Как видите, уже тогда я твердо решила, что до ушей его светлости не должны дойти какие-либо сплетни, выставляющие меня или дядюшку Абсалома в дурном свете. Мне бы полагалось догадаться, что герцогу нет никакого дела до морального облика столь ничтожного существа, как племянница ярмарочного шарлатана, взятого в дом светлейшей герцогиней из причуды. Однако в тот же вечер я безжалостно изорвала свои пестрые юбки, отмылась до скрипа, намазала нос едкой мазью для отбеливания веснушек и следующим утром вышла к дяде в одном из тех невзрачных серых платьев, что он купил для меня.
– Славно, славно, – пробормотал дядюшка Абсалом, осмотрев меня с ног до головы, после чего отправил собирать травы для целебных настоек. Близилась зима, и к тому времени дяде нужно было обзавестись порядочным запасом всяческой трухи, отварами которой он собирался потчевать всех обитателей герцогского дворца. Как он говаривал, лекарю лучше обмануть сто своих пациентов, нежели сказать хоть одному, что не знаешь лекарства от его хвори.

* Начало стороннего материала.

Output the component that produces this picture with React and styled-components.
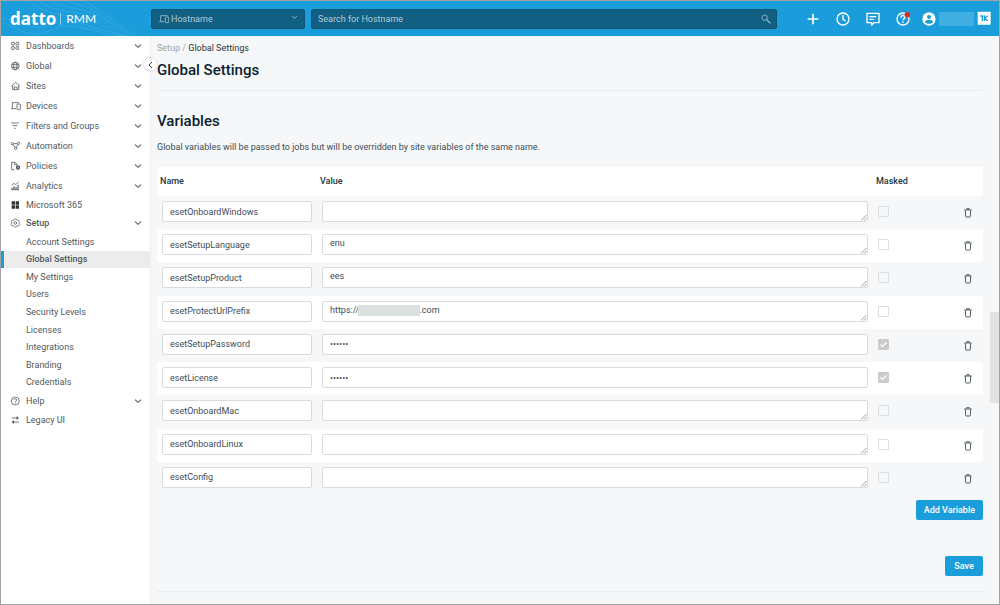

Я прихватила с собой корзину повместительнее и отправилась на поиск достаточно обширного пустыря, поросшего лопухом и чертополохом.
Дворец герцога Таммельнского был пугающим местом. О глубинных, истинных причинах чувства страха и тоски, который ощущали все люди, находящиеся в его стенах, мне рассказали позже; тогда же мне казалось, что бесконечные темные коридоры, узкие окна и крутые лестницы страшны сами по себе – я не была привычна к таким большим домам и боялась заблудиться в переходах и галереях. Хоть и не сразу, но я отметила, что покои герцога и герцогини были обставлены изящно и богато, прочая же обстановка выглядела откровенно древней и обветшавшей, точно великолепный некогда замок долгое время пребывал в запустении.
Помня о том, как развязно и недружелюбно повели себя слуги в тот раз, когда мне пришлось идти на кухню без сопровождения дядюшки Абсалома, я жалась к стене, когда видела кого-то из челяди, и не решалась обратиться с вопросами даже к самым безобидным на вид тетушкам. Мое скромное платье не слишком-то смягчило сердца прочих служанок – я все еще была выскочкой и обманщицей, пусть моего дядюшку многие из них уже признали обходительным мужчиной. Но и у милейших пожилых господ водятся бестолковые юные родственнички, от которых жди одной беды, оттого неприязнь, питаемая слугами к нам обоим, постепенно сосредотачивалась на мне – наглой рыжей девице, явно вознамерившейся мутить воду и морочить головы честным мужьям да невинным сыновьям.